Privilege and parasitism, bluster and bigotry, cocaine bingeing and stock-market finagling ... they're all here. And it sure doesn't hurt that Hollinghurst is one of the best writers of party scenes since F. Scott Fitzgerald … Hollinghurst is a dab hand at weaving these multiple strands of Nick's life together, and he knows exactly how to build tension through incisive character portrayal. Catherine and Wani are temperamental time-bombs, in constant danger of detonation. Thatcher is an éminence grise who might just make an appearance in the book. AIDS is a threat about to hit Nick's circle. Tory eagerness to ‘get public services back into private hands’ as quickly as possible seems bound to produce some fallout of its own.
The Line of Beauty is a sumptuous, if prolix, portrait of dissolute 1980s London, when greed and power bespoke glamour and privilege … Some of the passages, particularly when characters launch into discourses on culture, seem interminable. The descriptions are always lush, the repartee is always droll (very British), but they can be soporific … The Line of Beauty is carried throughout by Hollinghurst's exquisite prose and authorial restraint.

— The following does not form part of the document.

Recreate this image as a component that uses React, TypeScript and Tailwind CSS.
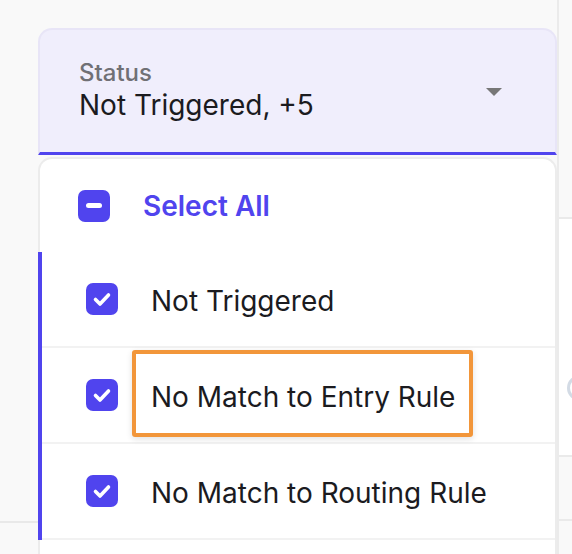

He withholds moral judgment, not letting his narrative stoop to invective or mere satire.
Hollinghurst is most striking here for his successful, often damning, observations about the vast divides between the ruling class and everyone else … Oddly, Nick is less interesting as a character than as an observer: His youthful affairs do gain gravitas as the ’80s progress under the specter of AIDS, but over the story’s course he goes from a virginal 20-year-old to a wizened 24-year-old … A beautifully realized portrait of a decade and a social class, but without a well-developed emotional core.